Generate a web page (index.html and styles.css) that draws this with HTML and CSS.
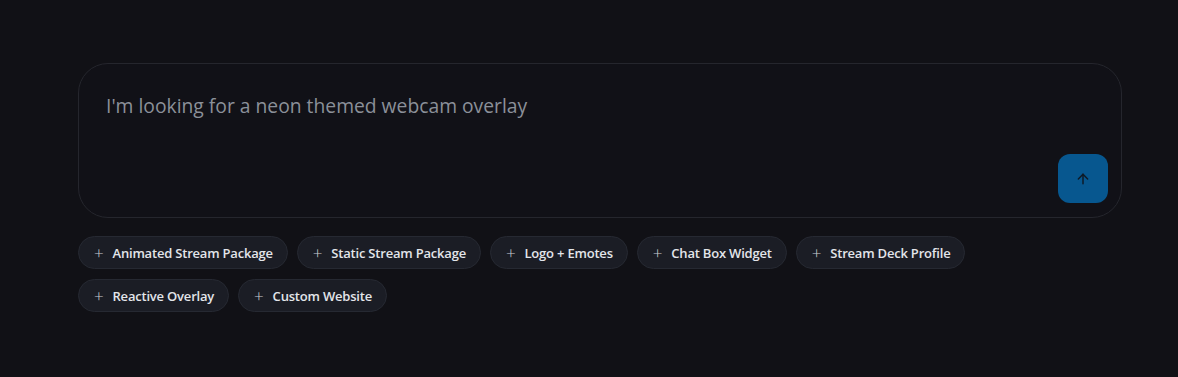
FILE: index.html
```html
<!DOCTYPE html>
<html lang="en">
<head>
  <meta charset="UTF-8" />
  <meta name="viewport" content="width=device-width, initial-scale=1" />
  <title>Overlay Request</title>
  <link rel="stylesheet" href="styles.css">
</head>
<body>
  <div class="composer">
    <div class="prompt-box">
      <div class="prompt-text">I'm looking for a neon themed webcam overlay</div>
      <button class="send-button" aria-label="Send">
        <svg width="16" height="16" viewBox="0 0 24 24" fill="none" stroke="currentColor" stroke-width="2.2" stroke-linecap="round" stroke-linejoin="round">
          <path d="M12 19V5"/>
          <path d="M5 12l7-7 7 7"/>
        </svg>
      </button>
    </div>

    <div class="chips">
      <button class="chip"><span class="plus">+</span>Animated Stream Package</button>
      <button class="chip"><span class="plus">+</span>Static Stream Package</button>
      <button class="chip"><span class="plus">+</span>Logo + Emotes</button>
      <button class="chip"><span class="plus">+</span>Chat Box Widget</button>
      <button class="chip"><span class="plus">+</span>Stream Deck Profile</button>
      <button class="chip"><span class="plus">+</span>Reactive Overlay</button>
      <button class="chip"><span class="plus">+</span>Custom Website</button>
    </div>
  </div>
</body>
</html>
```

FILE: styles.css
```css
* {
  box-sizing: border-box;
}
body {
  font-family: 'Segoe UI', 'Open Sans', sans-serif;
  background-color: #111116;
  margin: 0;
  padding: 63px 56px 0 78px;
}
.composer {
  width: 1044px;
}
.prompt-box {
  height: 155px;
  border: 1px solid #25262d;
  border-radius: 30px;
  background: #111117;
  padding: 0 13px 14px 27px;
  display: flex;
  flex-direction: column;
  justify-content: space-between;
}
.prompt-text {
  margin-top: 28px;
  font-size: 19.3px;
  color: #8b9099;
}
.send-button {
  align-self: flex-end;
  width: 50px;
  height: 49px;
  border: none;
  border-radius: 12px;
  background-color: #07578f;
  color: #0e1a26;
  display: flex;
  align-items: center;
  justify-content: center;
  cursor: pointer;
}
.chips {
  display: flex;
  flex-wrap: wrap;
  gap: 10px 9px;
  margin-top: 18px;
}
.chip {
  height: 33px;
  padding: 0 14px 0 15px;
  border: 1px solid #262932;
  border-radius: 17px;
  background-color: #1b1d25;
  color: #e3e5ea;
  font-family: inherit;
  font-size: 13px;
  font-weight: 600;
  letter-spacing: -0.2px;
  display: flex;
  align-items: center;
  cursor: pointer;
}
.plus {
  font-weight: 300;
  font-size: 17px;
  margin-right: 9px;
  color: #c9ccd3;
}
```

-------------------------

Written task:
Copy each line above precisely, dropping the pictures.

Output below:
Generate a web page (index.html and styles.css) that draws this with HTML and CSS.
FILE: index.html
```html
<!DOCTYPE html>
<html lang="en">
<head>
  <meta charset="UTF-8" />
  <meta name="viewport" content="width=device-width, initial-scale=1" />
  <title>Overlay Request</title>
  <link rel="stylesheet" href="styles.css">
</head>
<body>
  <div class="composer">
    <div class="prompt-box">
      <div class="prompt-text">I'm looking for a neon themed webcam overlay</div>
      <button class="send-button" aria-label="Send">
        <svg width="16" height="16" viewBox="0 0 24 24" fill="none" stroke="currentColor" stroke-width="2.2" stroke-linecap="round" stroke-linejoin="round">
          <path d="M12 19V5"/>
          <path d="M5 12l7-7 7 7"/>
        </svg>
      </button>
    </div>

    <div class="chips">
      <button class="chip"><span class="plus">+</span>Animated Stream Package</button>
      <button class="chip"><span class="plus">+</span>Static Stream Package</button>
      <button class="chip"><span class="plus">+</span>Logo + Emotes</button>
      <button class="chip"><span class="plus">+</span>Chat Box Widget</button>
      <button class="chip"><span class="plus">+</span>Stream Deck Profile</button>
      <button class="chip"><span class="plus">+</span>Reactive Overlay</button>
      <button class="chip"><span class="plus">+</span>Custom Website</button>
    </div>
  </div>
</body>
</html>
```

FILE: styles.css
```css
* {
  box-sizing: border-box;
}
body {
  font-family: 'Segoe UI', 'Open Sans', sans-serif;
  background-color: #111116;
  margin: 0;
  padding: 63px 56px 0 78px;
}
.composer {
  width: 1044px;
}
.prompt-box {
  height: 155px;
  border: 1px solid #25262d;
  border-radius: 30px;
  background: #111117;
  padding: 0 13px 14px 27px;
  display: flex;
  flex-direction: column;
  justify-content: space-between;
}
.prompt-text {
  margin-top: 28px;
  font-size: 19.3px;
  color: #8b9099;
}
.send-button {
  align-self: flex-end;
  width: 50px;
  height: 49px;
  border: none;
  border-radius: 12px;
  background-color: #07578f;
  color: #0e1a26;
  display: flex;
  align-items: center;
  justify-content: center;
  cursor: pointer;
}
.chips {
  display: flex;
  flex-wrap: wrap;
  gap: 10px 9px;
  margin-top: 18px;
}
.chip {
  height: 33px;
  padding: 0 14px 0 15px;
  border: 1px solid #262932;
  border-radius: 17px;
  background-color: #1b1d25;
  color: #e3e5ea;
  font-family: inherit;
  font-size: 13px;
  font-weight: 600;
  letter-spacing: -0.2px;
  display: flex;
  align-items: center;
  cursor: pointer;
}
.plus {
  font-weight: 300;
  font-size: 17px;
  margin-right: 9px;
  color: #c9ccd3;
}
```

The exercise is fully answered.